Этими строками Декарт оканчивает первое размышление и начинает второе так:


«Размышления, сделанные вчера, наполнили ум мой такими сомнениями, что отделаться от них не в моей власти. И между тем не вижу, как мог бы их разрешить. Словно я упал в глубокую воду и так поражён, что не в состоянии ни стать на дно, ни всплыть на поверхность. Попробую, однако, идти вперёд по пути, на какой вступил вчера. Отложу, как если бы было совершенно ложно, всё, что допускает хотя бы малейшее сомнение, и пойду вперёд, пока не найду чего-либо достоверного или по крайней мере не приду к достоверному убеждению, что ничего достоверного нет. Архимед, чтобы сдвинуть с места и переместить на другое землю, требовал только крепкой и неподвижной точки опоры. Так и я буду иметь право на великие надежды, если буду счастлив найти хотя одну вещь несомненную и достоверную». <…>

Переход от сомнения или, другими словами, от отрицания чувственной достоверности к самоощущению и самосознанию описан в «Рассуждении» очень кратко.


«Когда я хотел таким образом мыслить, что всё ложно», — говорит Декарт, — «я обратил внимание, что необходимо однако, чтоб я, мыслящий это, был чем-нибудь. Заметив таким образом, что истина: я мыслю, следовательно я есмь, так тверда и верна, что самые экстравагантные предположения скептиков не могут её поколебать, я заключил, что могу без опасения принять её за первый принцип философии, какую искал». <…>
«Пока», — читаем в параграфе седьмом [«Начал философии»], — «мы отбрасываем всё, в чём можем малейшим образом сомневаться, и представляем себе даже, что всё такое ложно, мы легко можем предположить, что нет Бога, нет ни неба, ни земли, что мы не имеем рук, ног и всего тела; но мы никак не можем представить, чтобы не было нас, кои сомневаемся во всех этих вещах, чтобы то, что думает, не существовало на самом деле в то время, как оно думает. Потому заключение: мыслю, следовательно, я есмь, есть первое и достовернейшее, какое представляется тому, кто размышляет по порядку».

<…>


«Под словом мыслить», — поясняет Декарт в «Началах» <…>, — «я разумею всё, что происходит в нас так, что мы сознаём это непосредственно в себе <…>. Потому не только понимать, хотеть, воображать — значит мыслить, но и чувствовать значит тоже мыслить.

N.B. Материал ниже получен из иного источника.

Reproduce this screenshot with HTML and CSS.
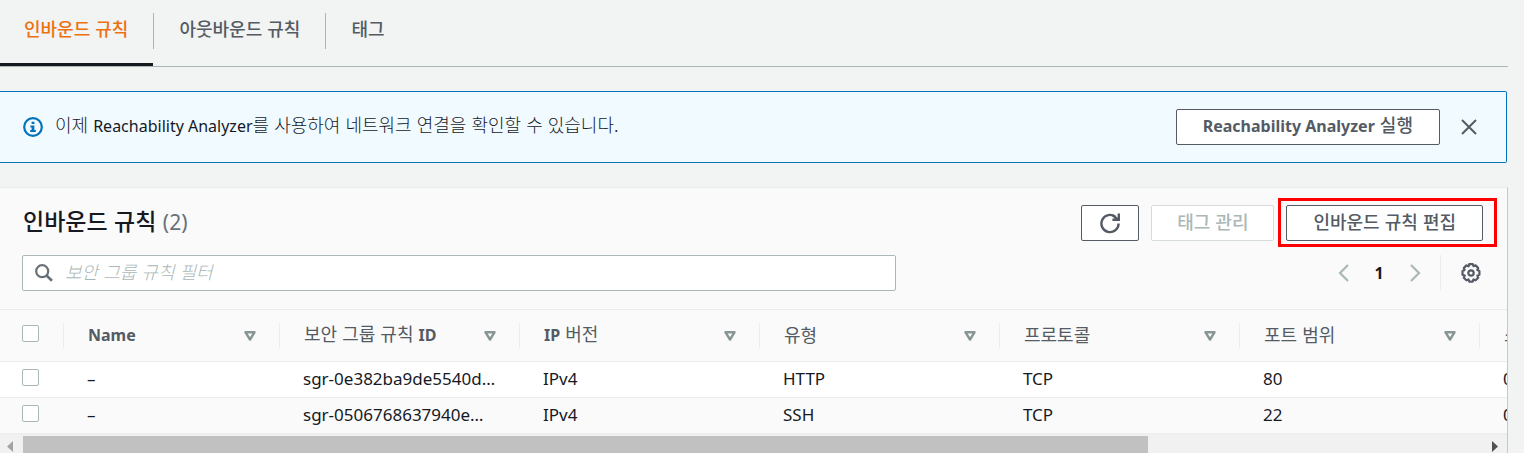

Ибо если скажу: я вижу, я хожу, следовательно, я есмь, и буду разуметь зрение или хождение, как акты эти свершаются телом, то заключение не будет абсолютно достоверно, ибо часто я могу думать, что вижу, хожу, тогда как не открывал глаз и не двигался с места, — как это часто случается во сне и могло бы, может быть, произойти со мною, если б я даже не имел никакого тела. Но если разумею под этим акт ощущения или сознание, что я вижу или что я хожу, на сколько акт этот относится к душе, которая одна чувствует или думает, что свершается видение или хождение, то заключение вполне верно».

Николай Любимов, «Философия Декарта»


(Любимов Н. А. Философия Декарта. Перевод Рассуждения о методе, с пояснениями. Изложение учений Декарта о мире и человеке. — СПб.: Типография В. С. Балашева, 1886. С. 125–127, 132–134.)